June 6, 2003 | Page 2

THE BUSH administration is floating plans to add a death row and an execution chamber to its prison camp in Guantánamo Bay, Cuba. Britain's Mail on Sunday newspaper reported that prisoners would be tried, convicted and executed without leaving its boundaries, without a jury or right of appeal.

The plans were revealed by Major Gen. Geoffrey Miller, who runs the camp and oversees 680 prisoners from 43 countries--including at least four children between 13 and 16 years old. Miller said building a death row was one plan.
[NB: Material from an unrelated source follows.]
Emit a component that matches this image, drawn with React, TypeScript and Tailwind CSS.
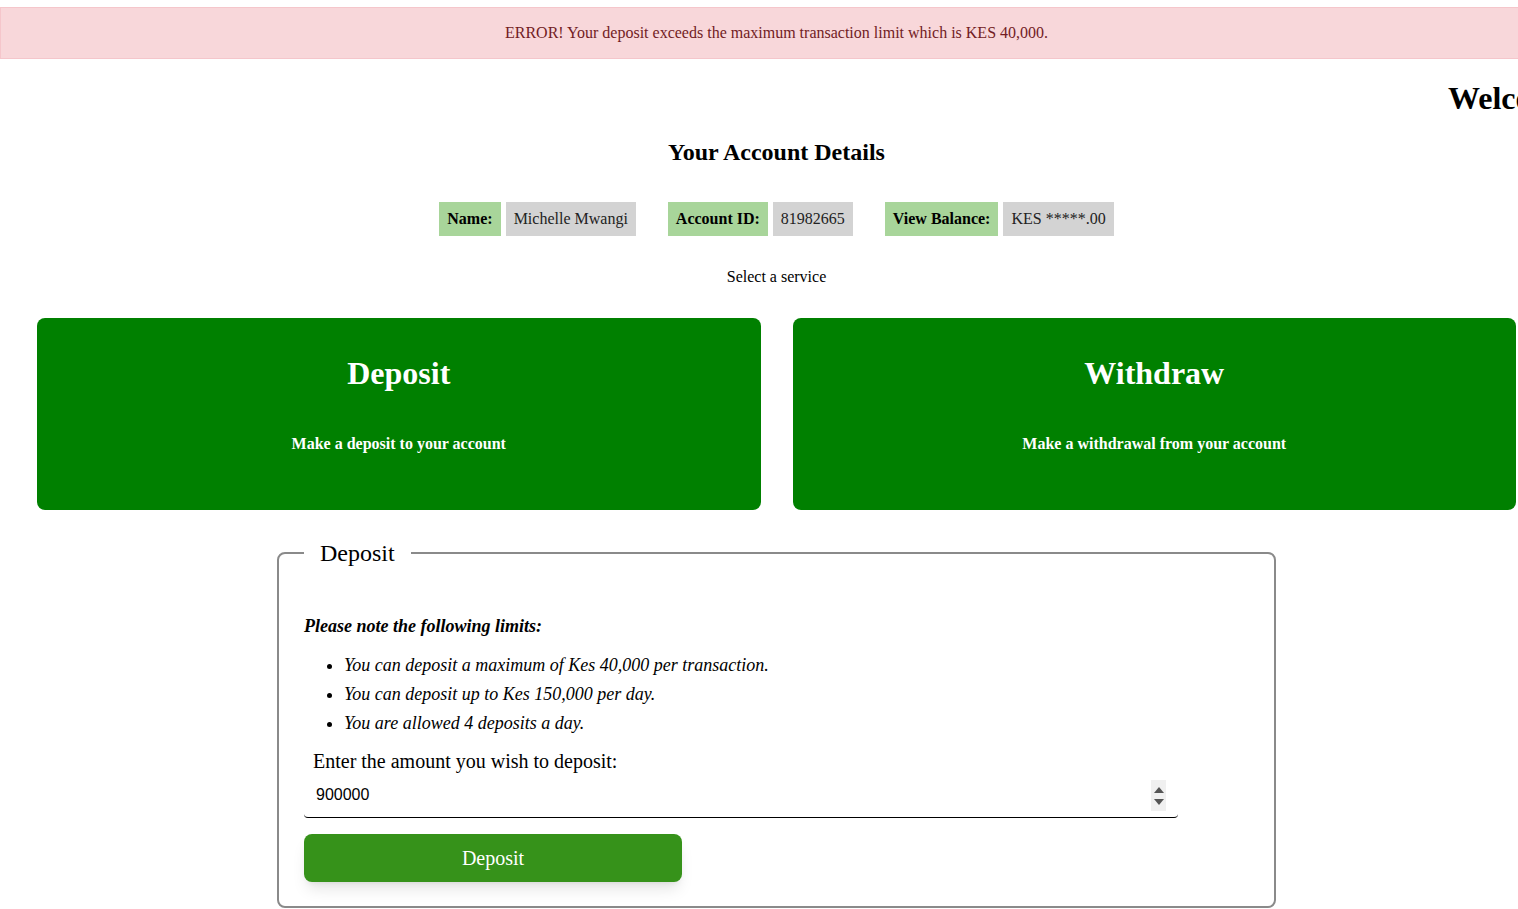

Another was to have a permanent jail, with an execution chamber possibly built in.

The Bush administration still refuses to classify the captives at Camp Delta as "prisoners of war" under the Geneva Convention. "The U.S. is kicking and screaming against any pressure to conform with British or any other kind of international justice," British activist Stephen Jakobi of Fair Trials Abroad told the Mail on Sunday.

As Georgetown University law professor Jonathan Turley told Australia's Herald Sun: "It is not surprising the authorities are building a death row because they have said they plan to try capital cases before these tribunals. "This camp was created to execute people. The administration has no interest in long-term prison sentences for people it regards as hard-core terrorists."

But in a sickening twist, the Bush gang is now in the position of trying to save some of the prisoners they may later execute. Just last week, Pentagon officials admitted that two more prisoners at the Camp Delta attempted suicide--bringing the number of suicide attempts since prisoners began arriving to 27.